Brutalne zamieszki na ulicach Francji
Według najnowszego raportu MSW w nocy z soboty na niedzielę francuskie służby zatrzymały 719 osób, a 45 policjantów i żandarmów zostało rannych - w porównaniu do 79 poprzedniej nocy. W niedzielę MSW ponownie zmobilizowało 45 tys. policjantów do tłumienia nocnych zamieszek na przedmieściach francuskich miast.
Dalsza część artykułu pod materiałem wideo
Stacja CNews, powołując się na źródła w policji, podała w niedzielę, że dwóch funkcjonariuszy Brygady do Zwalczania Przestępczości (BAC) zostało w Paryżu trafionych kulami ołowianymi.
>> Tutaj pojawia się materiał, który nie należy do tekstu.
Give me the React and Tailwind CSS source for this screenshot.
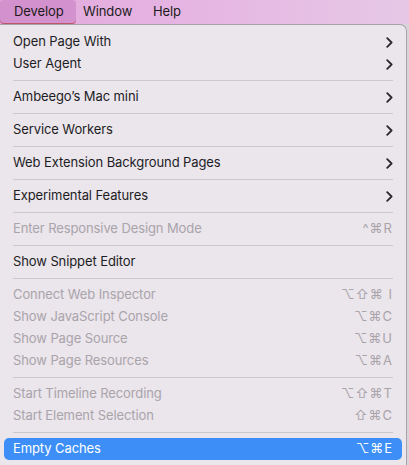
import React from "react";

const ChevronRight = () => (
  <svg width="7" height="11" viewBox="0 0 7 11" className="text-[#2a2a2a]">
    <path d="M1.2 1.2 L5.6 5.5 L1.2 9.8" fill="none" stroke="currentColor" strokeWidth="1.8" strokeLinecap="round" strokeLinejoin="round" />
  </svg>
);

const items = [
  { label: "Open Page With", sub: true },
  { label: "User Agent", sub: true },
  { sep: true },
  { label: "Ambeego\u2019s Mac mini", sub: true },
  { sep: true },
  { label: "Service Workers", sub: true },
  { sep: true },
  { label: "Web Extension Background Pages", sub: true },
  { sep: true },
  { label: "Experimental Features", sub: true },
  { sep: true },
  { label: "Enter Responsive Design Mode", keys: "^\u2318R", disabled: true },
  { sep: true },
  { label: "Show Snippet Editor" },
  { sep: true },
  { label: "Connect Web Inspector", keys: "\u2325\u21e7\u2318 I", disabled: true },
  { label: "Show JavaScript Console", keys: "\u2325\u2318C", disabled: true },
  { label: "Show Page Source", keys: "\u2325\u2318U", disabled: true },
  { label: "Show Page Resources", keys: "\u2325\u2318A", disabled: true },
  { sep: true },
  { label: "Start Timeline Recording", keys: "\u2325\u21e7\u2318T", disabled: true },
  { label: "Start Element Selection", keys: "\u21e7\u2318C", disabled: true },
  { sep: true },
  { label: "Empty Caches", keys: "\u2325\u2318E", active: true },
  { sep: true },
];

export default function App() {
  return (
    <div className="w-[409px] h-[465px] overflow-hidden bg-[#d9d4da] font-['Inter','Liberation_Sans',sans-serif] text-[13px] tracking-[-0.1px]">
      {/* menu bar */}
      <div className="h-[24px] flex items-stretch bg-gradient-to-r from-[#e2a9dc] via-[#e6b6e3] to-[#e6c8e6] text-[#1c1c1c] text-[13px]">
        <div className="w-[76px] pl-[14px] flex items-center bg-[#d391cd] rounded-[4px] shadow-[inset_0_-1px_0_#c0566a]">Develop</div>
        <div className="w-[77px] pl-[7px] flex items-center">Window</div>
        <div className="flex items-center">Help</div>
      </div>

      {/* dropdown */}
      <div className="w-[407px] h-[441px] bg-[#ebe5ec] border-t border-r border-[#a9a2ab] rounded-tr-[7px] pt-[6px]">
        {items.map((it, i) =>
          it.sep ? (
            <div key={i} className="h-[11px] flex items-center px-[13px]">
              <div className="h-px w-[381px] bg-[#cdc7ce]" />
            </div>
          ) : (
            <div
              key={i}
              className={`h-[22px] mx-[4px] pl-[9px] pr-[9px] flex items-center justify-between rounded-[5px] ${
                it.active ? "bg-[#3d8ff7] text-white" : it.disabled ? "text-[#a9a4aa]" : "text-[#1d1d1f]"
              }`}
            >
              <span>{it.label}</span>
              {it.sub && <ChevronRight />}
              {it.keys && <span className="tracking-[1px]">{it.keys}</span>}
            </div>
          )
        )}
      </div>
    </div>
  );
}
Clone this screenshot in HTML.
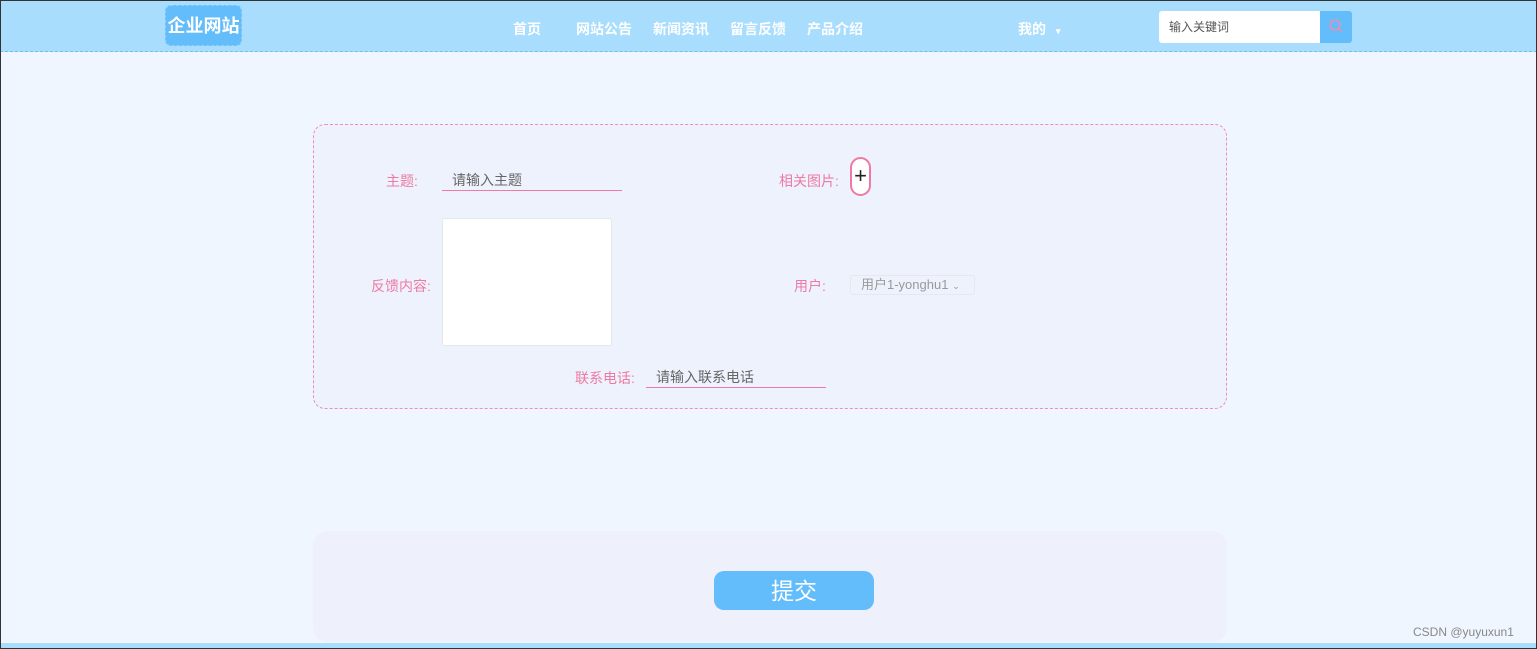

Jeden funkcjonariusz miał kamizelkę kuloodporną, która go ocaliła, drugi trafił do szpitala. Do zdarzenia doszło na rue du Disque w 13. dzielnicy Paryża.
Tego samego wieczoru funkcjonariusz policji został ostrzelany w Nimes. Chroniła go kamizelka kuloodporna - poinformowała w niedzielę prokurator Cecile Gensac w komunikacie prasowym potwierdzającym wszczęcie śledztwa w sprawie usiłowania zabójstwa. Prowadzone jest śledztwo ws. usiłowania zabójstwa.